Both sides think that after a year, the DOT is very close to proposing a rulemaking on the issue.

“This should have been done awhile ago,” Rubin said. “The DOT took some steps to make airline pricing more transparent, but we don’t think it’s gone far enough, and we don’t think DOT thinks it has gone far enough. Now is the time, and the consumers are clamoring for further transparency.”

Naturally, the airlines disagree.

Pinkerton noted that this was the third “Enhancing Airline Passenger Protections” proposal.

“One of the arguments that we made with DOT is that we think rules No. 1 and No. 2 have sufficiently covered the issue,” she said, adding that Rule No. 2 “did have disclosure requirements, so if there is anybody not disclosing fees the department has the ability to enforce it.”
Helane Becker
Beyond that, airline industry advocates have suggested that this hints of reregulation.

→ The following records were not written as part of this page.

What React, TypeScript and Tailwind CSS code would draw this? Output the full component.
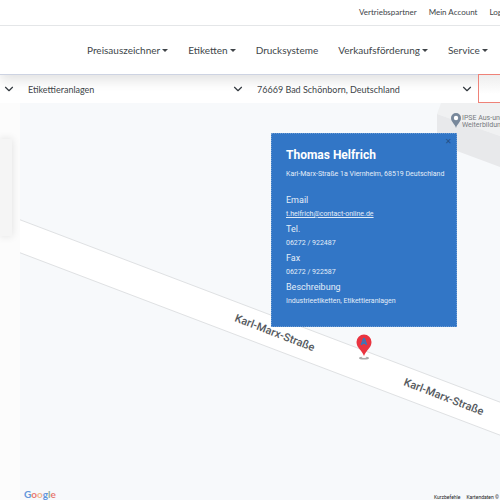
import { ChevronDown } from "lucide-react";

const topLinks = ["Vertriebspartner", "Mein Account", "Login"];

const navItems = [
  { label: "Preisauszeichner", menu: true },
  { label: "Etiketten", menu: true },
  { label: "Drucksysteme", menu: false },
  { label: "Verkaufsförderung", menu: true },
  { label: "Service", menu: true },
];

const details = [
  { label: "Tel.", value: "06272 / 922487" },
  { label: "Fax", value: "06272 / 922587" },
  { label: "Beschreibung", value: "Industrieetiketten, Etikettieranlagen" },
];

function Filter({ label, value, className }: { label: string; value: string; className: string }) {
  return (
    <div className={`relative h-7 ${className}`}>
      <select
        aria-label={label}
        defaultValue={value}
        className="h-full w-full appearance-none bg-transparent pr-7 pl-2 text-[9px] text-[#404549] outline-none"
      >
        <option>{value}</option>
      </select>
      <ChevronDown className="pointer-events-none absolute top-[7px] right-1 size-3.5 text-[#343a40]" strokeWidth={2} />
    </div>
  );
}

function Header() {
  return (
    <header className="relative z-10 shrink-0 border-b border-[#cdd3e2] bg-white whitespace-nowrap text-[#404549] shadow-[0_5px_12px_rgba(0,0,0,0.12)]">
      <div className="flex h-[26px] gap-3 overflow-hidden border-b border-[#e4e6e8] pl-[359px] text-[8px] leading-[25px]">
        {topLinks.map((item) => (
          <a key={item} href="#">
            {item}
          </a>
        ))}
      </div>
      <nav className="flex h-12 items-center gap-5 overflow-hidden pl-[87px] text-[10px]">
        {navItems.map((item) => (
          <a key={item.label} href="#" className="flex items-center gap-[2px]">
            {item.label}
            {item.menu && (
              <span className="border-x-[3px] border-t-[3px] border-x-transparent border-t-[#404549]" />
            )}
          </a>
        ))}
      </nav>
    </header>
  );
}

function MapCanvas() {
  return (
    <svg className="absolute top-0 left-0 h-full w-full" aria-label="Karte">
      <path d="M421 0 L417 11 L480 33 L2000 560 V0Z" fill="#f0f1f2" />
      <path d="M417 11 L480 33 L2000 560 V900 L480 64 L437 48 L417 40Z" fill="#e8e9eb" />
      <path d="M-2 116 L1998 876 V909 L-2 149Z" fill="#ffffff" stroke="#dfe1e3" strokeWidth="1" />
      <g fill="#55595e" fontFamily="Roboto, sans-serif" fontSize="11" fontWeight="500">
        <text transform="translate(214 218) rotate(21)">Karl-Marx-Straße</text>
        <text transform="translate(383 282) rotate(21)">Karl-Marx-Straße</text>
      </g>
      <g fill="#777b80" fontFamily="Roboto, sans-serif" fontSize="7">
        <text x="442" y="17">IPSE Aus-und</text>
        <text x="442" y="24">Weiterbildung</text>
      </g>
      <path d="M436 25 C435 21 431 19 431 15 A5 5 0 0 1 441 15 C441 19 437 21 436 25Z" fill="#78889b" />
      <circle cx="436" cy="15" r="2.2" fill="#ffffff" />
      <ellipse cx="344" cy="255" rx="5" ry="1.6" fill="#aaaaaa" />
      <ellipse cx="344" cy="254" rx="2.5" ry="1" fill="#ffffff" />
      <path d="M344 253 C342 247 336.500 245 336.500 239 A7.500 7.500 0 0 1 351.500 239 C351.500 245 346 247 344 253Z" fill="#e93440" />
      <path d="M344 235 L341.500 242 M344 235 L346.500 242 M342.500 240 H345.500" fill="none" stroke="#3f74b5" strokeWidth="1.800" />
    </svg>
  );
}

function GoogleLogo() {
  return (
    <a
      href="#"
      aria-label="Google"
      className="absolute bottom-0 left-1 font-['Lato',sans-serif] text-[10px] leading-3 font-bold"
    >
      <span className="text-[#6296dc]">G</span>
      <span className="text-[#e77b74]">o</span>
      <span className="text-[#f0b68a]">o</span>
      <span className="text-[#6296dc]">g</span>
      <span className="text-[#8fae9c]">l</span>
      <span className="text-[#e77b74]">e</span>
    </a>
  );
}

function InfoWindow() {
  return (
    <section className="absolute top-[30px] left-[251px] h-[194px] w-[186px] border border-dotted border-[#6c9bd2] bg-[#3276c6] pt-[13px] pl-3.5 whitespace-nowrap text-[#e3edf8]">
      <button aria-label="Schließen" className="absolute top-1 right-1 text-[8px] leading-2 text-[#234f88]">
        ✕
      </button>
      <h2 className="text-xs leading-4 font-bold text-white">Thomas Helfrich</h2>
      <p className="mt-[3px] text-[7px] leading-4">Karl-Marx-Straße 1a Viernheim, 68519 Deutschland</p>
      <h3 className="mt-[11px] text-[9px] leading-[14px]">Email</h3>
      <a href="#" className="block text-[7px] leading-[15px] underline">
        t.helfrich@contact-online.de
      </a>
      {details.map((item) => (
        <div key={item.label}>
          <h3 className="text-[9px] leading-[14px]">{item.label}</h3>
          <p className="text-[7px] leading-[15px]">{item.value}</p>
        </div>
      ))}
    </section>
  );
}

export default function App() {
  return (
    <div className="flex h-screen flex-col overflow-hidden bg-[#fcfcfc] font-['Lato',sans-serif]">
      <Header />
      <form className="flex shrink-0 bg-white">
        <Filter label="Umkreis" value="" className="w-5" />
        <Filter label="Kategorie" value="Etikettieranlagen" className="flex-1" />
        <Filter label="Standort" value="76669 Bad Schönborn, Deutschland" className="flex-1" />
        <button
          type="button"
          aria-label="Suchen"
          className="relative z-20 -mt-px w-[22px] border border-r-0 border-[#ef8278] bg-linear-to-b from-[#eeeeee] to-white to-70%"
        />
      </form>
      <main className="flex min-h-0 flex-1">
        <aside className="w-5 shrink-0 pt-9">
          <div className="mr-2 h-[97px] bg-[#f5f5f5] shadow-[0_0_8px_rgba(0,0,0,0.12)]" />
        </aside>
        <div className="relative min-w-0 flex-1 overflow-hidden bg-[#f7f9fb] font-['Roboto',sans-serif]">
          <MapCanvas />
          <InfoWindow />
          <GoogleLogo />
          <div className="absolute bottom-0 left-[414px] flex gap-1.5 text-[5px] leading-[5px] whitespace-nowrap text-[#222222]">
            <button className="leading-[5px]">Kurzbefehle</button>
            <span>Kartendaten © 2023</span>
          </div>
        </div>
      </main>
    </div>
  );
}
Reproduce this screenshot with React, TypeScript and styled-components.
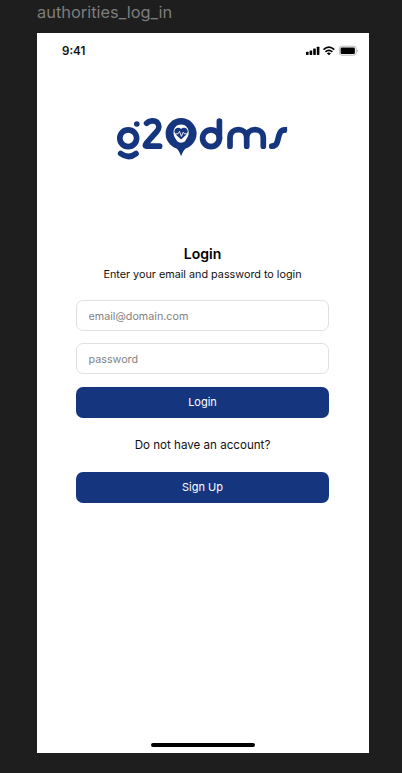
import React from "react";
import styled, { createGlobalStyle } from "styled-components";

const NAVY = "#15357f";

const GlobalStyle = createGlobalStyle`
  * { box-sizing: border-box; }
  body { margin: 0; background: #1e1e1e; font-family: Inter, sans-serif; }
`;

const Canvas = styled.div`
  height: 773px;
  padding: 0 33px 20px 37px;
  display: flex;
  flex-direction: column;
  overflow: hidden;
`;

const FrameLabel = styled.div`
  height: 33px;
  padding-top: 2px;
  font-size: 16.4px;
  line-height: 20px;
  color: #7d7d7d;
`;

const Phone = styled.main`
  flex: 1;
  background: #fff;
  display: flex;
  flex-direction: column;
  align-items: center;
`;

const StatusBar = styled.header`
  width: 100%;
  height: 36px;
  padding: 0 11px 0 25px;
  display: flex;
  align-items: center;
  justify-content: space-between;
`;

const Time = styled.span`
  font-size: 11.6px;
  font-weight: 600;
  line-height: 16px;
  color: #111;
`;

const LogoArea = styled.div`
  width: 100%;
  height: 56px;
  margin-top: 44px;
  display: flex;
  justify-content: center;
`;

const Form = styled.form`
  width: 253px;
  margin: 75px 1px 0 0;
  display: flex;
  flex-direction: column;
`;

const Title = styled.h1`
  margin: 0;
  font-size: 14px;
  font-weight: 600;
  line-height: 20px;
  text-align: center;
  color: #000;
`;

const Text = styled.p<{ $size: number }>`
  margin: 0;
  font-size: ${(p) => p.$size}px;
  line-height: 20px;
  text-align: center;
  color: #111;
  white-space: nowrap;
`;

const Field = styled.input`
  width: 100%;
  height: 31px;
  padding: 1px 11.5px 0;
  border: 1px solid #e0e0e0;
  border-radius: 7px;
  background: #fff;
  font: 400 10.75px/20px Inter, sans-serif;
  outline: none;
  &::placeholder { color: #828282; opacity: 1; }
`;

const Fields = styled.div`
  display: flex;
  flex-direction: column;
  gap: 12.4px;
  margin: 15px 0 12.4px;
`;

const Button = styled.button`
  width: 100%;
  height: 31px;
  padding: 0 0 1px;
  border: 0;
  border-radius: 7px;
  background: ${NAVY};
  color: #fff;
  font: 400 11px/20px Inter, sans-serif;
`;

const Subtitle = styled.div`
  padding-top: 1px;
`;

const Prompt = styled.div`
  padding: 17.2px 0 17.4px;
`;

const HomeIndicator = styled.div`
  width: 104px;
  height: 4px;
  margin: auto 0 6.5px;
  border-radius: 2px;
  background: #000;
`;

function StatusIcons() {
  return (
    <svg width="52" height="14" viewBox="306 44 52 14" aria-label="Signal, Wi-Fi, battery">
      <g fill="#000">
        <rect x="306" y="51.7" width="2.6" height="3.2" rx=".6" />
        <rect x="309.6" y="50.4" width="2.6" height="4.5" rx=".6" />
        <rect x="313.2" y="48.5" width="2.6" height="6.4" rx=".6" />
        <rect x="316.8" y="46.7" width="2.6" height="8.2" rx=".6" />
        <path d="M326.9 53.4Q328.9 51.8 330.9 53.4L328.9 55.3Z" />
      </g>
      <g fill="none" stroke="#000" strokeWidth="1.6">
        <path d="M323.5 49.6Q328.9 44.8 334.3 49.6" />
        <path d="M325.4 51.8Q328.9 48.8 332.4 51.8" />
      </g>
      <rect x="339.3" y="46.2" width="17" height="9" rx="2.5" fill="none" stroke="#b0b0b0" strokeWidth=".9" />
      <rect x="340.6" y="47.5" width="14.3" height="6.5" rx="1.3" fill="#000" />
      <path d="M357 49.2Q358.4 50.7 357 52.2Z" fill="#aaa" />
    </svg>
  );
}

function Logo() {
  return (
    <svg width="180" height="56" viewBox="113 113 180 56" aria-label="g20dms">
      <g fill="none" stroke={NAVY} strokeWidth="5.7" strokeLinecap="round" strokeLinejoin="round">
        <circle cx="128.2" cy="138.2" r="8.4" />
        <path d="M120.7 153.6Q128.3 159.4 136 153.6" />
        <path d="M146.6 123.2C149.3 120.4 154.5 120 157 122.2C159.6 124.8 159.4 128.7 156.8 131.5L146.4 143.2C144.6 145.4 145.1 146.2 147 146.2H159.6" />
        <circle cx="211" cy="138.2" r="8.4" />
        <path d="M219.4 121.2V138.2" />
        <path d="M230 146.2V137.8C230 127 246.7 127 246.7 137.8V146.2M246.7 137.8C246.7 127 263.3 127 263.3 137.8V146.2" />
        <path d="M271.8 146.2C275.2 146.2 276.6 144.6 277.4 141.5L279 135.2C280.1 131.2 281.7 129.8 284.4 129.8" />
      </g>
      <path fill={NAVY} d="M284.2 126.95H287.2L286.4 132.65H284.2Z" />
      <circle cx="136.8" cy="124" r="2.8" fill={NAVY} />
      <circle cx="181.1" cy="133.6" r="15.5" fill={NAVY} />
      <path fill={NAVY} d="M174.5 147C178 148.8 179.5 152 181.1 156.2C182.7 152 184.2 148.8 187.7 147Z" />
      <path fill="#fff" d="M181.1 124.6C185.6 124.6 188.7 128 188.7 132.4C188.7 136.5 186.5 138.2 185.5 140.6C184.2 143.4 178 143.4 176.7 140.6C175.7 138.2 173.5 136.5 173.5 132.4C173.5 128 176.6 124.6 181.1 124.6Z" />
      <path fill={NAVY} d="M181.1 139.6L176 134.7C171.6 129.4 178 125.4 181.1 129.1C184.2 125.4 190.6 129.4 186.2 134.7Z" />
      <path d="M174.5 133.8H178L179.5 131.4L181.4 136.4L183.2 132.3L184.5 133.8H187.8" fill="none" stroke="#fff" strokeWidth=".9" />
    </svg>
  );
}

export default function App() {
  return (
    <>
      <GlobalStyle />
      <Canvas>
        <FrameLabel>authorities_log_in</FrameLabel>
        <Phone>
          <StatusBar>
            <Time>9:41</Time>
            <StatusIcons />
          </StatusBar>
          <LogoArea>
            <Logo />
          </LogoArea>
          <Form>
            <Title>Login</Title>
            <Subtitle>
              <Text $size={10.8}>Enter your email and password to login</Text>
            </Subtitle>
            <Fields>
              <Field type="email" placeholder="email@domain.com" />
              <Field type="text" placeholder="password" />
            </Fields>
            <Button type="button">Login</Button>
            <Prompt>
              <Text $size={11.6}>Do not have an account?</Text>
            </Prompt>
            <Button type="button">Sign Up</Button>
          </Form>
          <HomeIndicator />
        </Phone>
      </Canvas>
    </>
  );
}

Helane Becker, an airlines analyst with Dahlman Rose & Co., said that Congress and the DOT “have certainly been aggressive in meddling in the industry.”

An American spokesman said that “airlines and agencies should be allowed to find the best distribution technology to meet their needs.

“In some cases that may involve a GDS, but in many cases it will not,” he said. “We would be supportive of a [DOT] rulemaking that would preserve airline-agency technology choices by not mandating the use of GDSs.”

Pinkerton added that A4A’s message to the DOT is that airlines are “fine with requiring transparency and display of all fees, but don’t put your thumb on the scale in this negotiation between GDS and airlines.”